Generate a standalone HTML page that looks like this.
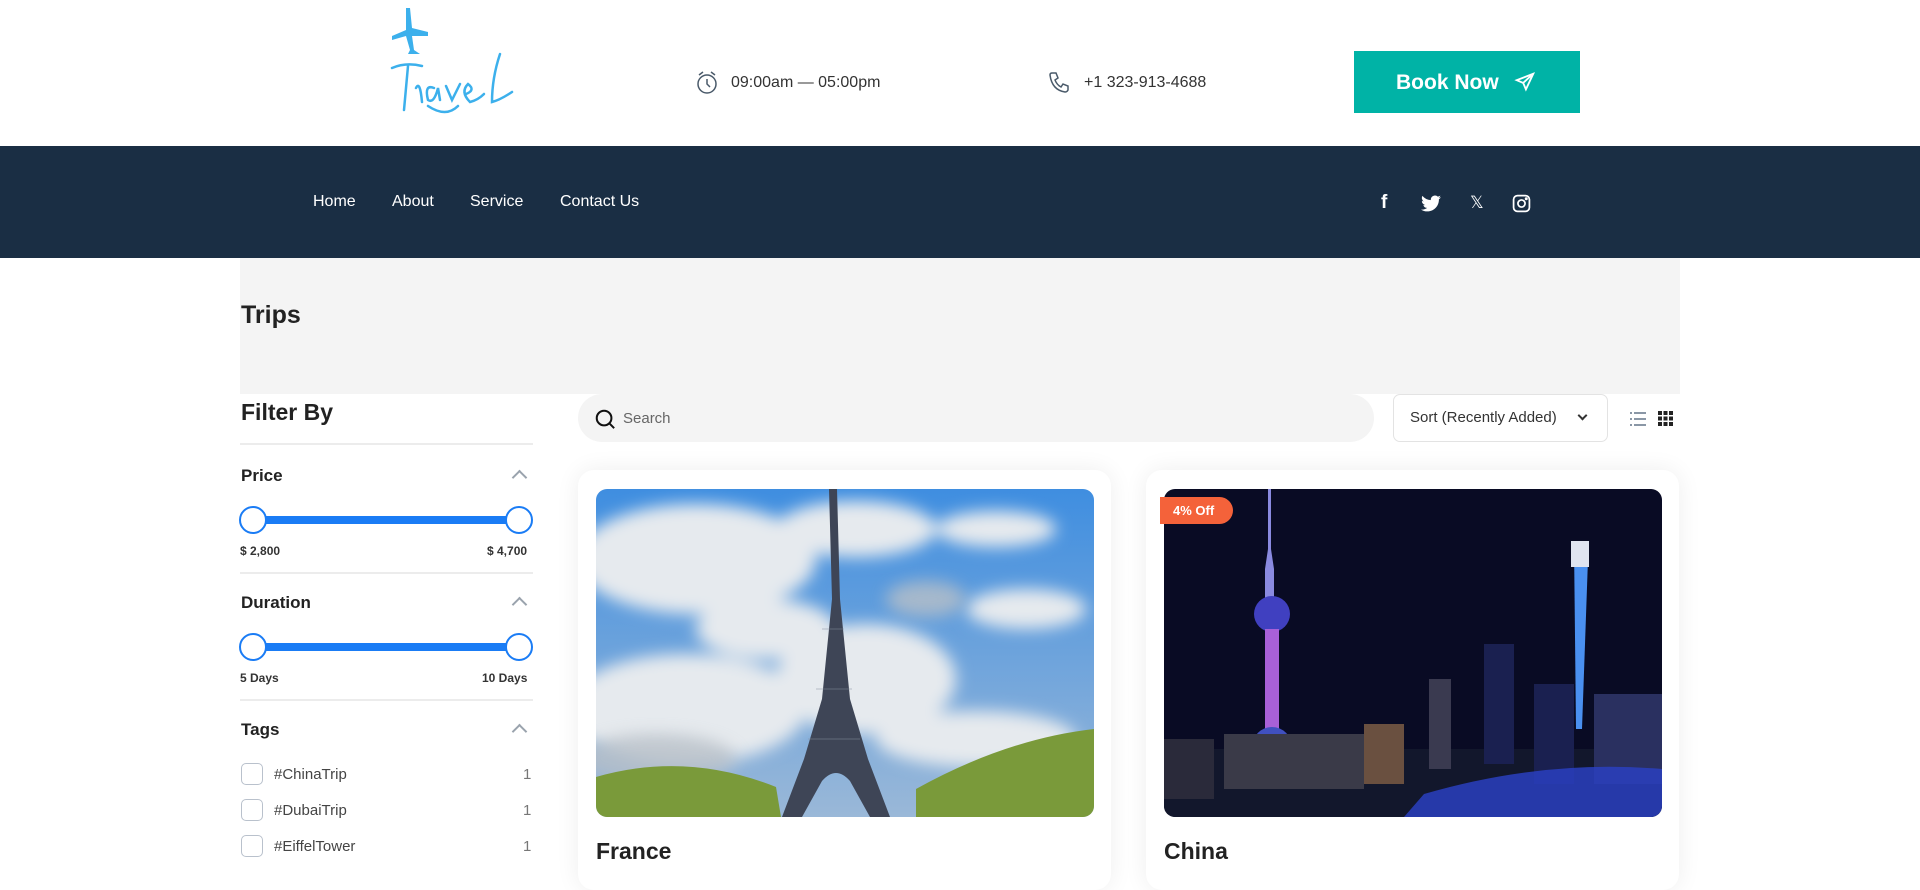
- - - -
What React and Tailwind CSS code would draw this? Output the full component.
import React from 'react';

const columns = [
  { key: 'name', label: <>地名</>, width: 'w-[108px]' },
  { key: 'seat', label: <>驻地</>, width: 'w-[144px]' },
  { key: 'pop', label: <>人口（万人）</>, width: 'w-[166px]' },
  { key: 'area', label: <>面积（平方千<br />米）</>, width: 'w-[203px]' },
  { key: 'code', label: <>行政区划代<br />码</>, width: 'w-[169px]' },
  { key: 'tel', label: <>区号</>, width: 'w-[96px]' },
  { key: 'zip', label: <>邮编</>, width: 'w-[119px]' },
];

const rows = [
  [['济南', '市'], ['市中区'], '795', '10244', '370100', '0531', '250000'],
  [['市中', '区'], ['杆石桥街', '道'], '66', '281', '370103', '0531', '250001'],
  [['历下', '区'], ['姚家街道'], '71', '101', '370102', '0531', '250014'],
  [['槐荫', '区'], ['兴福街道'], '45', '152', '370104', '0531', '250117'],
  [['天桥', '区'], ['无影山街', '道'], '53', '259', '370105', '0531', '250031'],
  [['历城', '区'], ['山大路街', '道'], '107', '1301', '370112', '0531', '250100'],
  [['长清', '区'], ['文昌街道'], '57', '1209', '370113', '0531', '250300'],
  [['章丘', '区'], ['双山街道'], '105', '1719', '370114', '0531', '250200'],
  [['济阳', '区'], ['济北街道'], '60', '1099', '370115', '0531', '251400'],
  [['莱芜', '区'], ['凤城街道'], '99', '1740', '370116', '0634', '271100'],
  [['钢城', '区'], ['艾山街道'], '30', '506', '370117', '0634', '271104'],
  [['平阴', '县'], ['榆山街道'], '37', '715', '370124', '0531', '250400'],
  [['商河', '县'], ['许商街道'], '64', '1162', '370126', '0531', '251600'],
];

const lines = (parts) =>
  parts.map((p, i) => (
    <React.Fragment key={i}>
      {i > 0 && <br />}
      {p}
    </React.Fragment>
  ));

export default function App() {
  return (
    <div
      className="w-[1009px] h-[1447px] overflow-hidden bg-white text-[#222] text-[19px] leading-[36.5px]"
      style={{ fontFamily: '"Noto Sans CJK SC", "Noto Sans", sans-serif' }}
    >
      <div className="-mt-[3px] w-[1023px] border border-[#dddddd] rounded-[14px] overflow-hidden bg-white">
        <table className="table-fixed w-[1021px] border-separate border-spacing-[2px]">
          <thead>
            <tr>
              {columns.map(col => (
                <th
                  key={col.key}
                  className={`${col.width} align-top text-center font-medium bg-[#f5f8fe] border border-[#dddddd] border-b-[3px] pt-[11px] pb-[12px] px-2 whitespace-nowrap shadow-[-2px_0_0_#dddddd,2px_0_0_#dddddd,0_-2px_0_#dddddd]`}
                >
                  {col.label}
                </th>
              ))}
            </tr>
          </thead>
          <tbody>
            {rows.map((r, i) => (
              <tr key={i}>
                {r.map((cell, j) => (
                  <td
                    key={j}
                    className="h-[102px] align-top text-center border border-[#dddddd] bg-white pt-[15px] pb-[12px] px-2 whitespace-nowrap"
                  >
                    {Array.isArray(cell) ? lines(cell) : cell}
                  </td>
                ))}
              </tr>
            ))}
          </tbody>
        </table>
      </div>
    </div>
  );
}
- - - -
TASK TO CARRY OUT => Using the entries above, return exactly the lines from the line with "What React and" to the line with "import React from 'react';", counting both of those lines.

TASK SOLUTION =>
What React and Tailwind CSS code would draw this? Output the full component.
import React from 'react';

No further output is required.